After years fogged by injuries and total confidence loss, it might be hard to remember scouts regarded Fultz as a can’t-miss prospect and an ideal player for the up-and-coming 76ers. Outlets described him as a cross between James Harden and D’Angelo Russell — a big, franchise-leading guard and future All-Star to build around.
This very website gushed over his potential and pegged him at No. 16 on the 25-under-25 list in 2017 before he even played a regular season game. Today, Fultz resides in Orlando as a reclamation project and has shown signs of his once abundant promise. Given what we know now, Tatum would have been the right choice, followed by a series of ripple effects. For the sake of word counts (and my own sanity), we’ll go with the most likely hypothetical scenario.
The alternate Tatum universe:
- Philadelphia 76ers: Jayson Tatum
- Los Angeles Lakers: Lonzo Ball
- Boston Celtics: Markelle Fultz
2017-18 was the year The Process finally came to fruition. After toiling and collecting assets, Philly shot out of a cannon into the playoffs as the 3-seed behind a 52-win campaign. That success came in spite of getting a question-shrouded 14 games of Fultz. Insert Rookie Tatum and the 76ers find their most dynamic scorer.
He probably starts the season off as a bench star slapping up 15 points a night until superseding Saric in their crunch-time lineup alongside Embiid, Simmons, Covington and J.J. Redick.
With a 19-year-old Tatum in tow, they beat the Celtics (who now lack Tatum’s bucket-getting prowess) in the Eastern Conference semis before losing to LeBron James‘s Cleveland Cavaliers in the conference finals.

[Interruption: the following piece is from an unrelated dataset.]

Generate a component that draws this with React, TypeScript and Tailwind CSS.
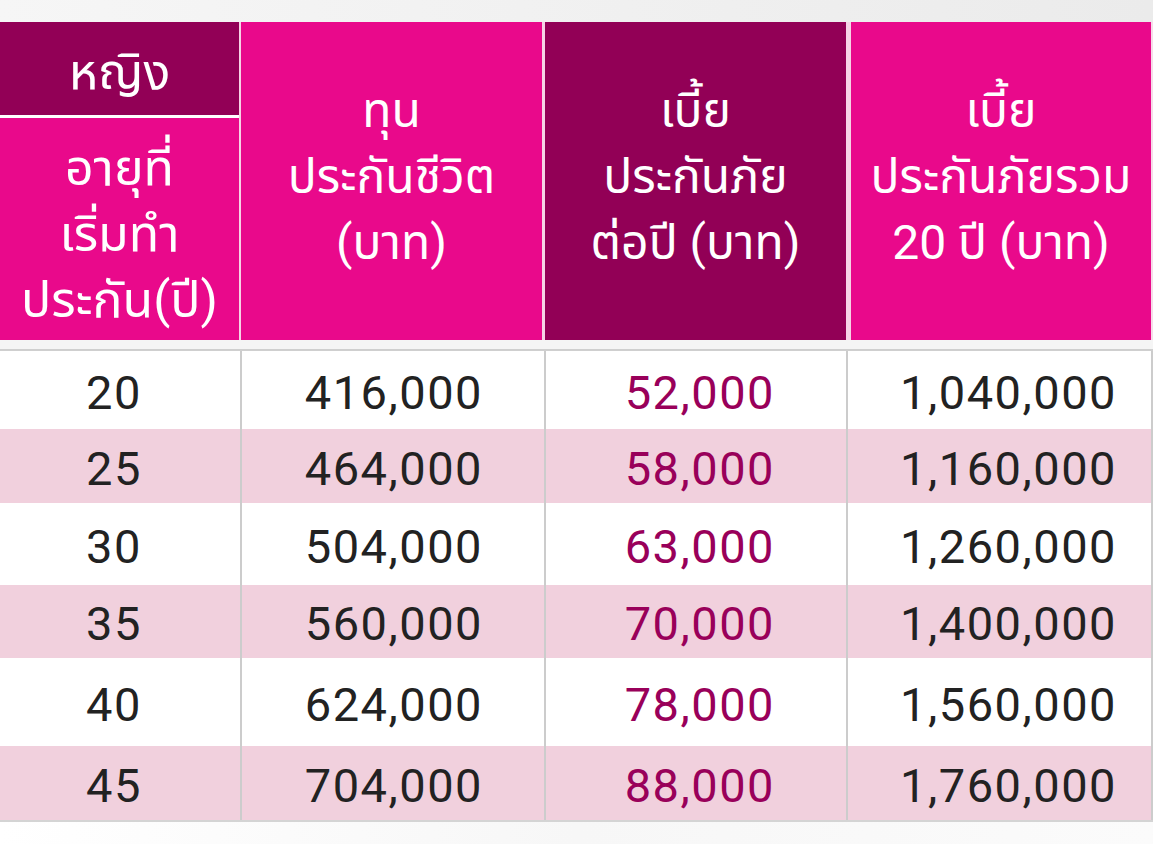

The next season, general manager Elton Brand still makes the drive for star power and pulls the trigger on the Jimmy Butler trade, sending Covington and Saric to Minnesota. However, with Tatum blossoming and duplicitous skill-sets to Tobias Harris, he doesn’t replicate the deal with the LA Clippers. As a result, the 76ers hold onto Landry Shamet, Wilson Chandler, Mike Muscala two first-rounders and two second-rounders. Jerry West offloads Harris somewhere (the Knicks, probably), then makes his 4-D chess moves for Kawhi Leonard and Paul George.
Philly gets into the playoffs again as the 3-seed and its main rotation consists of Embiid, Simmons, Butler, Tatum, Redick, Shamet, James Ennis and Jonah Bolden. The Sixers lose to the eventual champion Toronto Raptors because Leonard goes full Terminator and could not be stopped.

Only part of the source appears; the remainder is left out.